My next wine was the 2005 Sonoma County Cabernet Sauvignon. Black currant, plum a touch of black pepper and cocoa. The wine is fruit forward with supported by firm but supple tannins and a balanced finish.

My final wine in the line up was the 2005 Sonoma County Cuvee de La Luna ($35) This is a traditional Bordeaux/Meritage style blend (59% Cabernet Sauvignon, 33% Merlot, 4% Malbec, 2% Cabernet Franc). Loads of black currant and cherry aromas followed by sage and tobacco on the nose. Dense black cherry and cassis flavors with a slight vanilla and dark chocolate finish. This wine is well balanced, complex and has multiple layers of fruit. There are many wines of this style and this level of quality that sell for twice this price.

Folio Fine Wine Partners - Carneros

My final stop of the day was at Michael Mondavi’s winery. Michael is one of Robert Mondavi’s sons and after the family winery was sold to Constellation Michael started Folio Fine Wine Partners in 2004. This is an interesting approach to a winery as it is both a custom crush facility but also a manager of a collection of exceptional wines from all over the world including California, Spain, Austria and New Zealand. We love sharing high-quality, authentic wines from small wineries. In this manner Folio acts as a wine broker bringing wines to the attention of wholesale distributors who place the brands with retailers and restaurateurs.
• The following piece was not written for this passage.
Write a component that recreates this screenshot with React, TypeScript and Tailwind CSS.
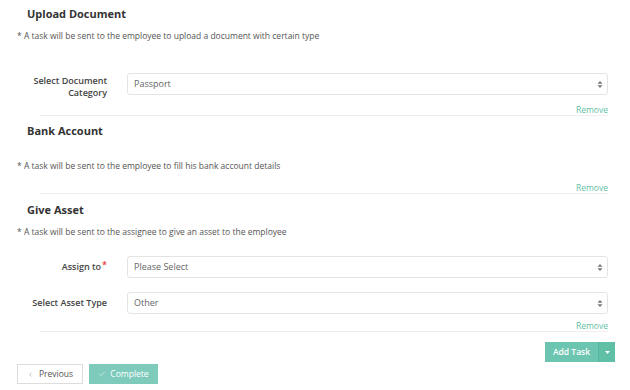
import { Check, ChevronLeft } from 'lucide-react';

const font = { fontFamily: '"Open Sans", "Noto Sans", sans-serif' };

function SelectBox({ value }: { value: string }) {
  return (
    <div className="flex-1 h-[22px] border border-[#e4e4e4] rounded-[3px] bg-white flex items-center justify-between pl-[6px] pr-[4px]">
      <span className="text-[9px] text-[#666]">{value}</span>
      <svg width="6" height="9" viewBox="0 0 6 9" className="text-[#777]">
        <path d="M3 1 L5.5 3.8 H0.5 Z" fill="currentColor" />
        <path d="M3 8 L5.5 5.2 H0.5 Z" fill="currentColor" />
      </svg>
    </div>
  );
}

function FieldRow({ label, value, required, className, labelClass }: { label: React.ReactNode; value: string; required?: boolean; className?: string; labelClass?: string }) {
  return (
    <div className={`flex items-center gap-[20px] h-[22px] ${className ?? ''}`}>
      <div className={`w-[90px] shrink-0 text-right text-[9px] leading-[12px] text-[#444] font-semibold ${labelClass ?? '-mt-[1px]'}`}>
        {label}
        {required && <span className="text-[#e53935] relative -top-[2px] ml-[1px]">*</span>}
      </div>
      <SelectBox value={value} />
    </div>
  );
}

function Remove({ className }: { className?: string }) {
  return (
    <div className={`flex justify-end h-[10px] leading-[10px] text-[8.5px] text-[#5fc1a6] ${className ?? ''}`}>
      Remove
    </div>
  );
}

function Divider() {
  return <div className="ml-[23px] h-px bg-[#eeeeee]" />;
}

export default function App() {
  return (
    <div className="w-[630px] h-[390px] bg-white overflow-hidden" style={font}>
      <div className="pl-[17px] pr-[22px]">
        {/* Upload Document */}
        <h2 className="pt-[7px] pl-[10px] text-[11px] leading-[14px] font-bold text-[#333]">Upload Document</h2>
        <p className="mt-[9px] text-[8.5px] leading-[12px] text-[#555]">
          * A task will be sent to the employee to upload a document with certain type
        </p>
        <FieldRow
          className="mt-[31px]"
          labelClass="mt-[6px] leading-[11px]"
          label={<>Select Document<br />Category</>}
          value="Passport"
        />
        <Remove className="mt-[10px]" />
        <Divider />

        {/* Bank Account */}
        <h2 className="mt-[8px] pl-[10px] text-[11px] leading-[14px] font-bold text-[#333]">Bank Account</h2>
        <p className="mt-[22px] text-[8.5px] leading-[12px] text-[#555]">
          * A task will be sent to the employee to fill his bank account details
        </p>
        <Remove className="mt-[11px]" />
        <Divider />

        {/* Give Asset */}
        <h2 className="mt-[9px] pl-[10px] text-[11px] leading-[14px] font-bold text-[#333]">Give Asset</h2>
        <p className="mt-[9px] text-[8.5px] leading-[12px] text-[#555]">
          * A task will be sent to the assignee to give an asset to the employee
        </p>
        <FieldRow className="mt-[18px]" label="Assign to" required value="Please Select" />
        <FieldRow className="mt-[14px]" label="Select Asset Type" value="Other" />
        <Remove className="mt-[7px]" />
        <Divider />
      </div>

      <div className="flex justify-end pr-[15px] mt-[10px]">
        <div className="flex h-[20px] text-white text-[8.5px] font-semibold">
          <button className="w-[53px] bg-[#6cc5b0] flex items-center justify-center">Add Task</button>
          <button className="w-[17px] bg-[#5fbfa7] border-l border-[#58b69e] flex items-center justify-center">
            <svg width="5" height="3" viewBox="0 0 5 3"><path d="M0 0 H5 L2.5 3 Z" fill="white" /></svg>
          </button>
        </div>
      </div>

      <div className="flex gap-[6px] pl-[17px] mt-[2px]">
        <button className="w-[66px] h-[20px] border border-[#dddddd] bg-white flex items-center justify-center gap-[5px] text-[8.5px] text-[#555]">
          <ChevronLeft size={7} strokeWidth={1.5} className="text-[#777]" />
          Previous
        </button>
        <button className="w-[69px] h-[20px] bg-[#7ecbbc] flex items-center justify-center gap-[4px] text-[8.5px] text-white">
          <Check size={8} strokeWidth={1.5} />
          Complete
        </button>
      </div>
    </div>
  );
}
In the tasting room I sampled the 2007 Hangtime Chardonnay ($15.99), the 2005 Mayro-Murdick Carneros ($35.99), the 2006 Oberon Merlot ($21.99), the 2006 Oberon Cabernet Sauvignon ($24.99), the Spellbound Petite Syrah ($17.99), and the 2005 Spellbound Old-Vine Zinfandel ($17.99). I thought the Syrah was an exceptional quality and a genuine value at only 18 bucks so I brought a bottle home.

All of these wines were exceptional and the service in the tasting room was polite, courteous, professional and well informed about the winery and the wines. I was also impressed in the stemware made by Senor Frescabaldi, a sort of “one size fits all” that they used for all of the wines which are imported from Italy and sell for $12.00 each.